Linda Wang
MUSIC REVIEW
The 2008-2009 season for the Pasadena Symphony is over. After a series of difficult moves that occurred throughout the October to May concerts that included staff lay-offs, cancelled concerts and pleas for money, there is perhaps a glimmer of hope for the future of the financially stressed orchestra. With Executive Director Tom O’Connor moving over to the California Philharmonic Orchestra and Paul Ian Zdunek appointed as CEO and close to a dozen staff members let go in a move to downsize, followed by a name change from the flabbergasting Orchestras of Pasadena (or Oops!) to its venerable name, the Pasadena Symphony Association, the organization has embarked on the creation of a new world, no less. That was the given theme of the orchestra’s final season concert last Saturday at the Pasadena Civic, “A New World”.
Like all creations, things got off to a slightly rocky start in a version of Darius Milhaud’s “La Creation du Monde” (The Creation of the World) that was at once chaotic and finally, beautiful. The 86 year-old piece is still seen by many as an example of outlandish new music. Byron Adams, who provides many of the pre-concert lectures in the series called “Insights” for the Symphony Association, privately admitted that anything by Milhaud is not to his liking, although he was impressed with the playing and the balance the small orchestra (as called for in the score) was able to achieve under Pasadena Symphony’s long-time conductor, Jorge Mester. Adams is a composer-educator with some 30 years experience, so I am on shaky ground in criticizing the version I heard. I thought it under-rehearsed and far too delicate, or maybe overly diffident, given the jazzy thematic music and sections of the music named by Milhaud with such names as “The Chaos before Creation”. That is not to say that the quieter passages in the six-part 20-minute ballet music were not awesome. They were, and oboist David Weiss was sensational.
The centerpiece of the concert was the impressive playing of Mendelssohn’s Violin Concerto in E-minor played by guest-artist Linda Wang. Ms. Wang has top credentials having studied under Julliard School’s Dorothy DeLay and locally with Alice Schoenfeld. Her own career is dappled with a host of successful appearances with orchestras around the world and as a teacher at University of Denver’s Lamont School of Music. Her training and her experience was in full force as she maneuvered skillfully between the difficult passages and landing squarely in full tone in the second movement “Andante”. As to the new world, this violin masterpiece is considered by many to be the composition that established the Romantic period. Wang seemed driven to convey that content with her interpretation which was neither dated nor syrupy. Mester led the orchestra with mellow strings (with Assistant Concertmaster Amy Hershberger capably at the helm for this concert) unusually strong bass playing, and beautiful brass and woodwinds—most notably Joel Timm’s English horn. There were minor infractions in phrasing between Mester and Wang, but they were just that, minor.

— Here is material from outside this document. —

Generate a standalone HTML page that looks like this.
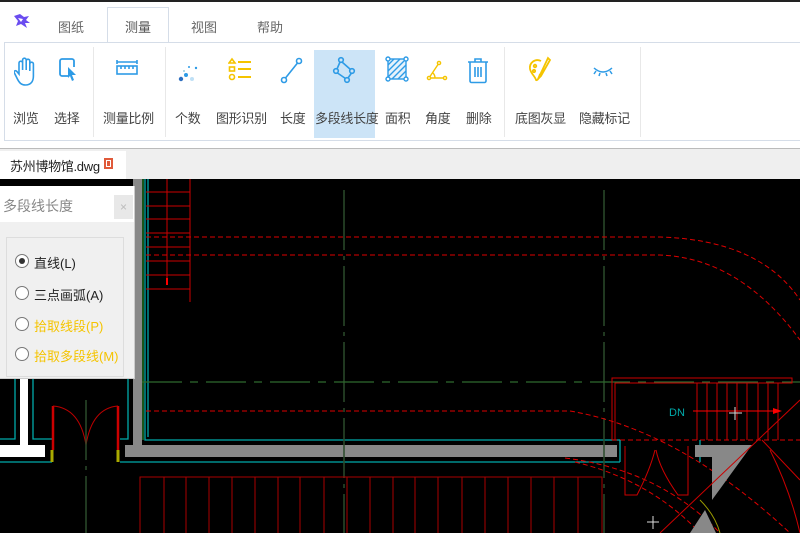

The audience exploded in applause and shouts at the conclusion. Loyal concert attendee and music aficionado, Gloria Koeppel, of Arcadia, remarked that her playing “actually sings”, she said, also noting the beautiful tone Wang achieved from her 1767 J. B. Guadagnini violin.
The concluding number in the concert, Antonin Dvorak’s Symphony No. 9 “From the New World”) also related to THE new world as seen by the Czechoslovakian composer. Although it was his paean to America, it is clearly a musical postcard “From” the new world as seen through his European eyes. Mester used his considerable conducting talent to offer a swift, upbeat and fresh interpretation to this well-known composition.
An auction followed the concert in the Civic Auditorium’s Gold Room. Concert patrons filled the room and Youth Orchestra conductor Jack Taylor’s jazz team entertained, as they had before the concert outside in the plaza, as a promo for their Spring concert to be held May 5 at Pasadena High School. Auctioned off were two vacation opportunities and a painting. The painting, “The Pools Above Sturtevant Falls” by Peter Adams, brought a winning bid of $13,000. A Tuscany vacation villa went for $1,500 and a New Zealand visit for $2,100. Several bidders expressed interest in securing additional vacation packages at the winning bid price, making the event successful for the Pasadena Symphony Association.
Under Zdunek the Association is, indeed, creating a new world for classical music in the San Gabriel Valley.